= Rygos garsas =

Lithuanian-language newspaper published in Riga, Latvia

Rygos garsas (literally: sound of Riga) was a Lithuanian-language newspaper published in Riga (present-day Latvia, then Russian Empire) from March 1909 to August 1917. While format and publication frequency varied, most of the time Rygos garsas was a four-page newspaper published twice a week. In total, 716 issues were published. The newspaper published news from abroad and Lithuania as well as articles on issues of Lithuanian education, religion, culture in Latvia. It supported the Catholic values.

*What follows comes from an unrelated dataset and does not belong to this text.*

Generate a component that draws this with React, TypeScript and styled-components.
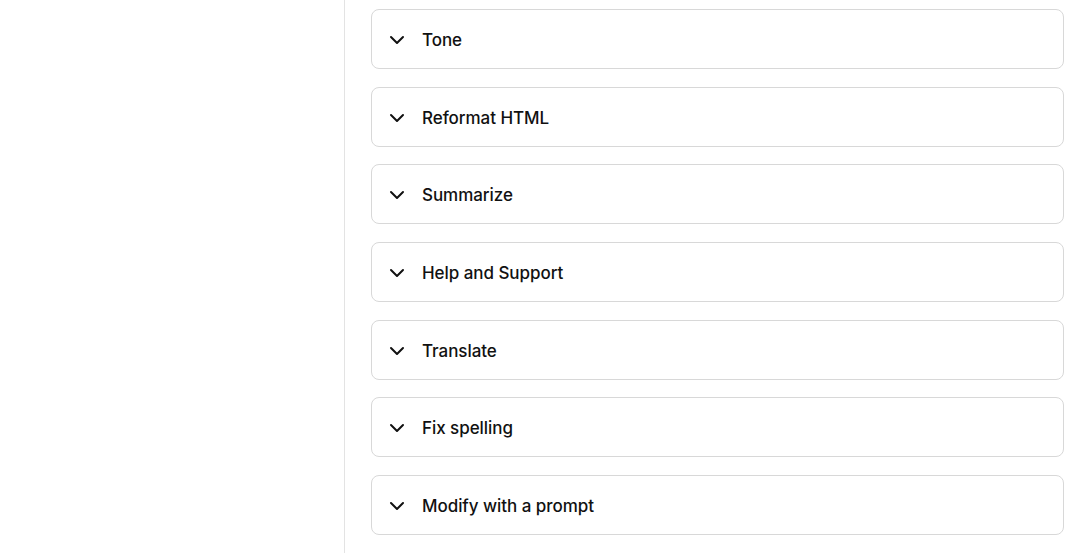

In the early 20th century, Riga became a center of Lithuanian emigration. The Lithuanian community desired to have its own newspaper and the activists established a publishing company with 32 shareholders. The first issue was published on 19 March 1909. Its first editor and publisher was Jurgis Linartas, a notary. It was published once a week in 1909 and twice a week in January–September 1910. Its circulation was 1500 copies in 1910. Due to financial difficulties, Linartas resigned in May 1910 leaving the newspaper to Antanas Šimoliūnas. The editors changed frequently and included Domas Šidlauskas-Visuomis and Juozas Tūbelis. In 1911, the publication was taken over by the Society of Saint Casimir in Kaunas though the official editor and publisher was J. Bajoras. The society invited priest Juozapas Bikinas to become the editor. The newspaper was published twice a week from December 1912 to December 1914.

Due to the outbreak of World War I, there was a pent up demand for news and Bikinas wanted to increase the publication frequency to three times a week. He convinced his old acquaintance priest Juozas Tumas-Vaižgantas to move from Laižuva to Riga and help him edit Rygos garsas. Bikinas and Tumas bought out the newspaper from Bajoras for 600 rubles and increased the publication frequency to three times a week from January to July 1915. Tumas was promised a salary of 30 rubles a month for his editorial work, but due to financial difficulties did not receive it. Bikinas edited news and political articles, while Tumas edited articles on cultural and societal matters. The circulation peaked at 13,000 copies. With the German attack in the Second Battle of the Masurian Lakes in February 1915, Lithuanian war refugees began arriving to Riga and the newspaper organized a committee for the refugee relief. Tumas left Riga later in 1915 while Bikinas continued to edit the newspaper until 1917. The newspaper was discontinued when Riga was captured by the German Empire in early September 1917.